Philip Yancey, Where the Light Fell

My mom grew up attending a Nazarene church in a small town in Indiana. Her father was very strict, especially with his only daughter. Perhaps that is why Mom stopped going to church? Dad took us kids to the Nazarene church every week. The congregation was small, less than twenty or thirty people. Our large family was welcomed with open arms. Pastor Don Reeves and his wife Pat were poor and lived in the church basement until they could afford to buy an old fixer-upper house. The church was an old wood-framed building that needed a lot of work and Don worked on fixing it up.

If I remember right, Pastor Don was a recovered alcoholic. He was quiet and humble. He knew the meaning of grace. Sunday school classes were in the church basement and it was there that my Sunday school teacher told me about Jesus. I never had any doubt that God loved me for who I am.

Philip Yancey didn’t know what it was like to have a father. I was twelve when my parents divorced so I knew what I was missing when Dad was gone. Besides missing Dad’s presence, I missed his stabilizing influence on Mom.

Mom was kind and generous and had a wicked sense of humor. She accepted other people for who they are and could find something to like about anyone. She was generous with compliments. We loved to hear her sing and tell us stories about her childhood. Mom found something to appreciate in each of us. We always knew we were loved unconditionally.

But being single changed Mom. She stopped being a devoted mother. Her love life came first. The summer I turned sixteen, Mom uprooted us and moved us to another small town to be closer to her new boyfriend. When Mom found out he was married, she moved us again to Topeka, claiming it was because the furnace wouldn’t keep our old house warm enough. At the end of the school year, we moved back. Mom got a job at the local plant and began a relationship with a coworker who was separated from his wife. At the end of the workday, she went home with him and left my five younger siblings with me.

Like Philip, I saw my mother as two-faced. She sometimes talked about her faith but never went to church. Whenever someone heard that she was the mother of eight, they would express their admiration. Where they saw a saint, I saw an adulteress. In my mind, Mom may as well have worn the red letter A. With every affair, with every revelation about her sexual history, I mentally threw a stone at her. I was the judgmental, self-righteous one.

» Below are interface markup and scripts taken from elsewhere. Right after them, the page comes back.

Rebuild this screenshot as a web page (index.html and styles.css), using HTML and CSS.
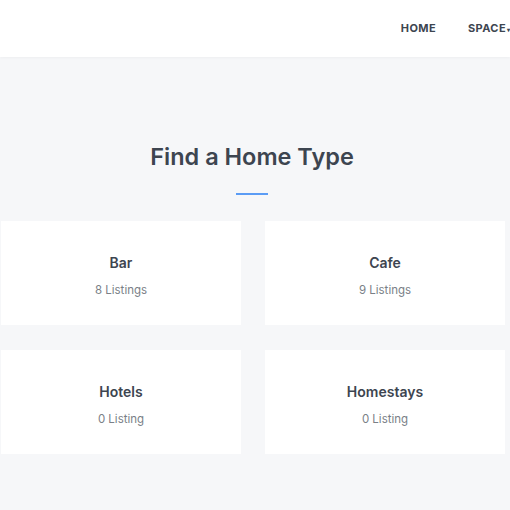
FILE: index.html
```html
<!DOCTYPE html>
<html>
<head>
<meta charset="utf-8">
<link rel="stylesheet" href="styles.css">
</head>
<body>
<header class="topbar">
  <nav class="nav">
    <a class="nav-item">HOME</a>
    <a class="nav-item">SPACE<span class="caret">&#9662;</span></a>
  </nav>
</header>
<main class="section">
  <h2 class="title">Find a Home Type</h2>
  <div class="underline"></div>
  <div class="grid">
    <div class="card"><div class="card-name">Bar</div><div class="card-count">8 Listings</div></div>
    <div class="card"><div class="card-name">Cafe</div><div class="card-count">9 Listings</div></div>
    <div class="card"><div class="card-name">Hotels</div><div class="card-count">0 Listing</div></div>
    <div class="card"><div class="card-name">Homestays</div><div class="card-count">0 Listing</div></div>
  </div>
</main>
</body>
</html>
```

FILE: styles.css
```css
html, body {
  margin: 0;
  padding: 0;
  background: #f6f7f9;
  font-family: "Inter", "Open Sans", sans-serif;
  color: #3d4550;
  overflow: hidden;
}
.topbar {
  height: 57px;
  box-sizing: border-box;
  padding-bottom: 2px;
  background: #ffffff;
  box-shadow: 0 1px 3px rgba(0,0,0,0.04);
  display: flex;
  justify-content: flex-end;
  align-items: center;
}
.nav {
  display: flex;
  gap: 32px;
  margin-right: 0;
}
.nav-item {
  font-size: 11px;
  font-weight: 700;
  color: #3d4550;
  letter-spacing: 0.4px;
}
.caret {
  font-size: 6px;
  margin-left: 1px;
  letter-spacing: 0;
}
.section {
  padding-top: 84px;
  display: flex;
  flex-direction: column;
  align-items: center;
}
.title {
  margin: 0 6px 0 0;
  font-size: 23.5px;
  font-weight: 600;
  line-height: 32px;
  color: #3d4550;
}
.underline {
  width: 32px;
  height: 2px;
  background: #5b9cf5;
  margin: 20px 6px 0 0;
}
.grid {
  display: grid;
  grid-template-columns: 240px 240px;
  column-gap: 24px;
  row-gap: 25px;
  margin: 26px 5px 0 1px;
  align-self: flex-start;
}
.card {
  background: #ffffff;
  height: 104px;
  display: flex;
  flex-direction: column;
  align-items: center;
  padding-top: 33px;
  box-sizing: border-box;
}
.card-name {
  font-size: 14px;
  font-weight: 600;
  line-height: 18px;
  color: #3d4550;
}
.card-count {
  margin-top: 10px;
  font-size: 11.5px;
  line-height: 16px;
  color: #7a7f87;
}
```
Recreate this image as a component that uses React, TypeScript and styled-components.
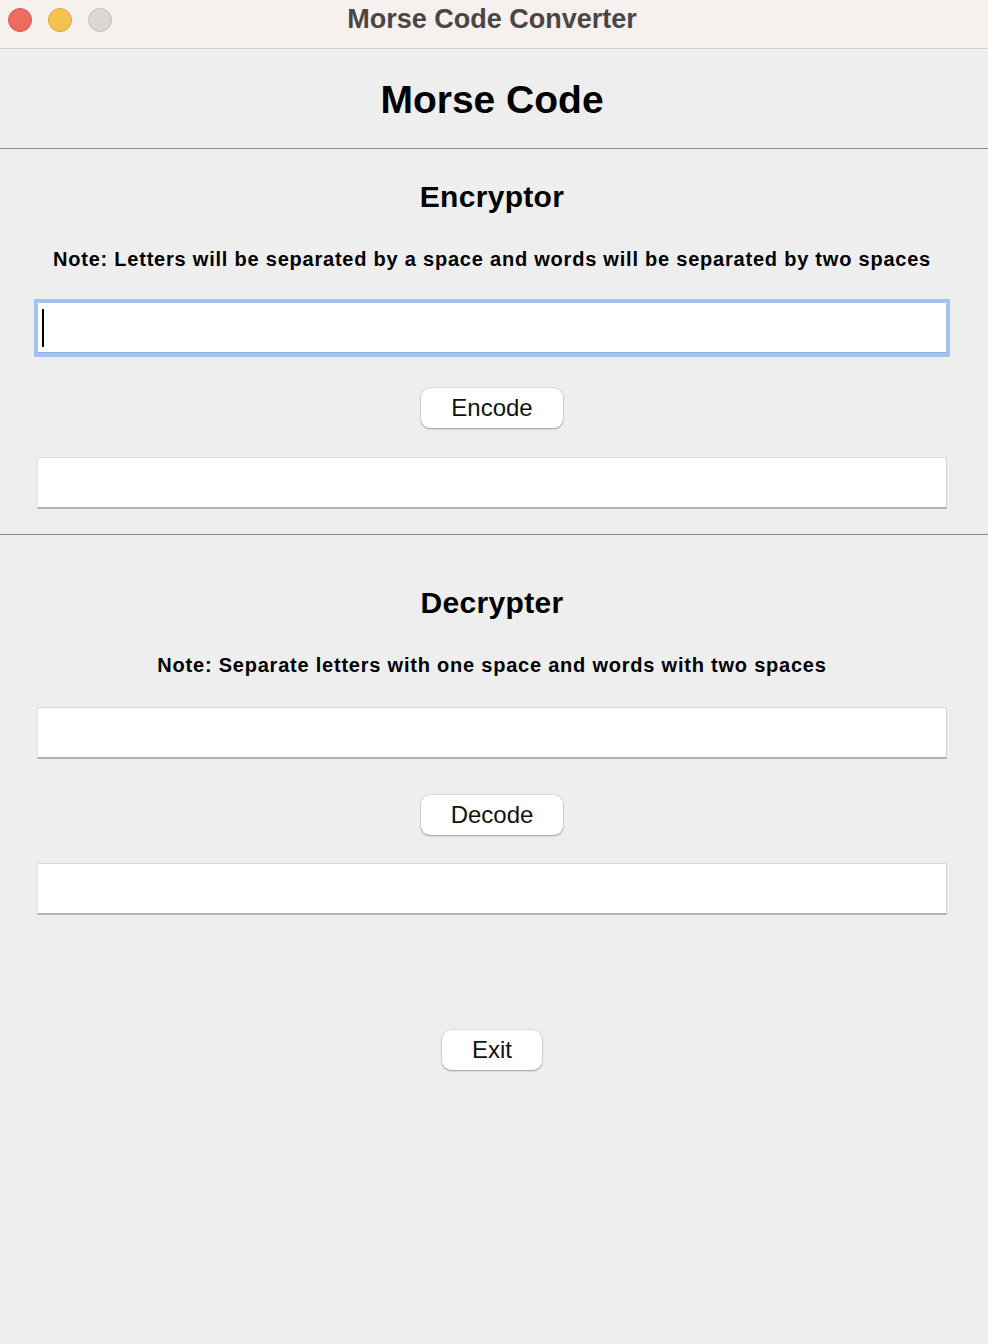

Philip grew up feeling ashamed because he grew up in a strict environment and did a couple of things he knew were bad. He could be ornery and devious. I was ashamed of being on welfare after the divorce because I knew people disapproved. I worried too much about what people thought of our family. When Mom had my youngest brother out of wedlock, I was so afraid people would find out that I lied about how long my parents were divorced. (I have not gotten over this shame.)

Where the Light Fell made me appreciate the humble, Jesus-centered church I attended. It made me appreciate the flawed mother who loved me unconditionally.

I saw Philip Yancey several years ago when he came to speak at my church in a suburb of Denver. When he ended his talk, he asked us make sure that no one misses out on God’s grace. His book, What’s So Amazing About Grace? helped me see the world through grace-filled eyes. I let go of my resentment. I forgave my mother. I realized that she did the best she could. Like me, she was broken. That’s how the light gets in.

Make sure that no one misses out on God’s grace. Make sure that no root of bitterness grows up that might cause trouble and pollute many people.